Enhanced Performance of Proton Exchange Membrane Fuel Cells Using Platinum–Iron Oxide Catalysts Supported on Activated Carbon Spheres

In this study, the electrochemical performance of Fe₃O₄-supported Pt/C catalysts was evaluated in a Proton exchange membrane fuel cell (PEMFC), with a focus on enhancing oxygen reduction reaction (ORR) kinetics. Fe₃O₄ nanoparticles reduced catalyst particle sizes and improved structural stability. Among the catalysts tested—Pt-Fe₃O₄ magnetic nanoparticle (MNP)/C, Pt/ Fe₃O₄ MNP-C, and Pt/ Fe₃O₄ activated carbon sphere (ACS)-C—the Pt/ Fe₃O₄ MNP-C variant achieved the highest power density (215 mW/cm² at 346 mA/cm²) and displayed superior activity. Analytical techniques such as XRD, SEM–EDX, and TEM confirmed the superior crystallinity and phase purity of the Pt/ Fe₃O₄-based catalysts.
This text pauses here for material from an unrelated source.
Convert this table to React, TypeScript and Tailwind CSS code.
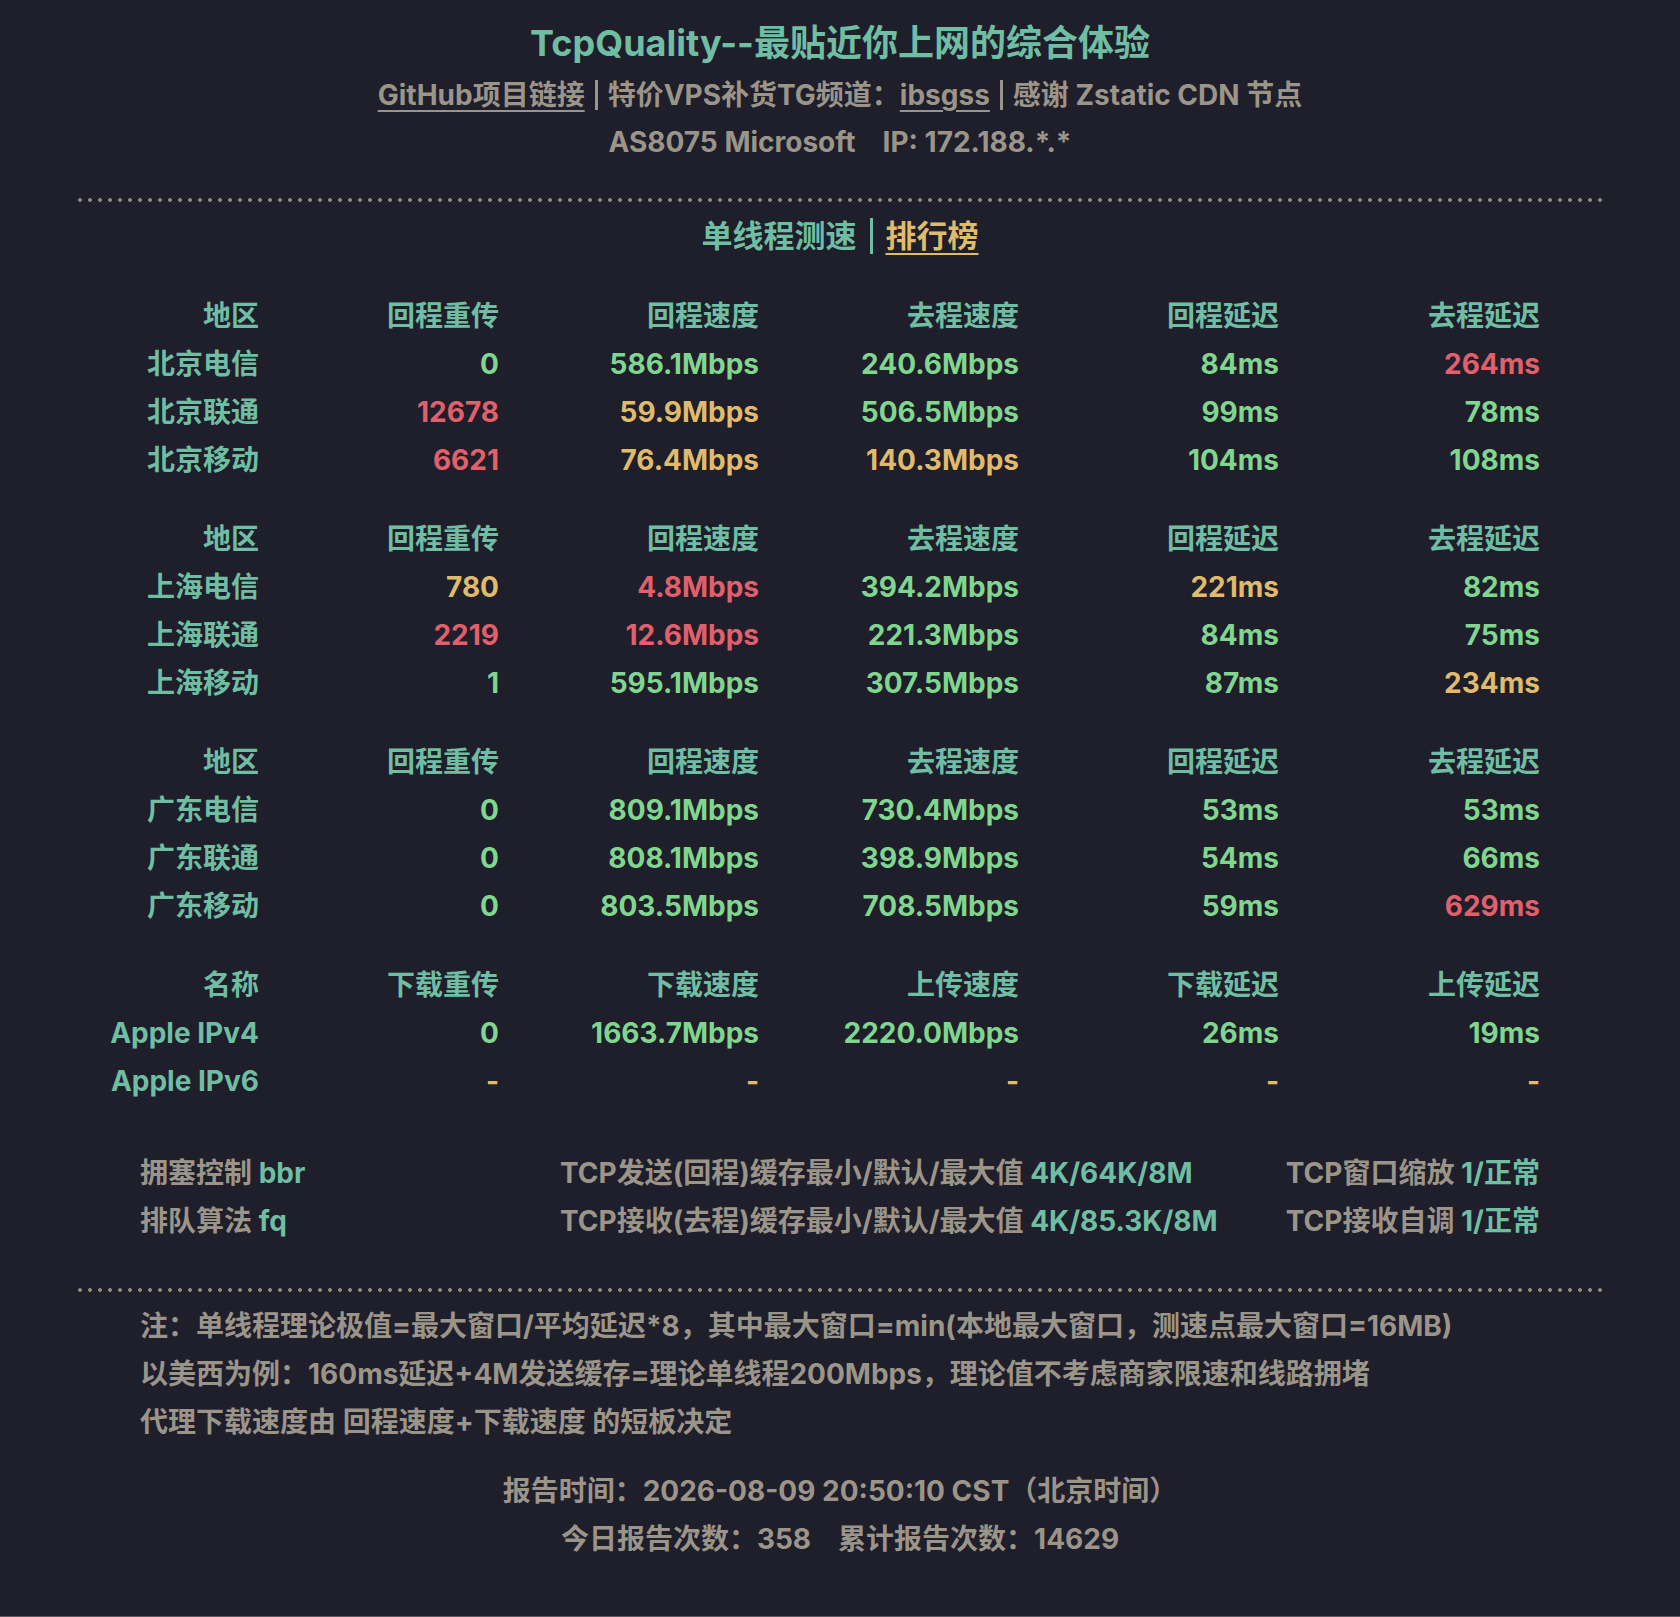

Particle sizes were found to be 3.16 nm, 2.71 nm, and 4.70 nm, respectively, for Pt-Fe₃O₄ MNP/C, Pt/ Fe₃O₄ MNP-C, and Pt/Fe₃O₄ ACS-C. The high ORR activity of Pt/Fe₃O₄ MNP-C is attributed to the high surface area and conductivity provided by activated carbon spheres, alongside enhanced Pt-Fe₃O₄ interactions. Mass activities were recorded at 2829, 2307, and 1893 mA/mg_Pt, with Pt-Fe₃O₄ MNP/C showing the fastest kinetics and highest efficiency. Pt/ Fe₃O₄ MNP-C emerges as a promising low-platinum, high-efficiency electrocatalyst for PEMFCs, marking a significant step toward sustainable fuel cell technologies.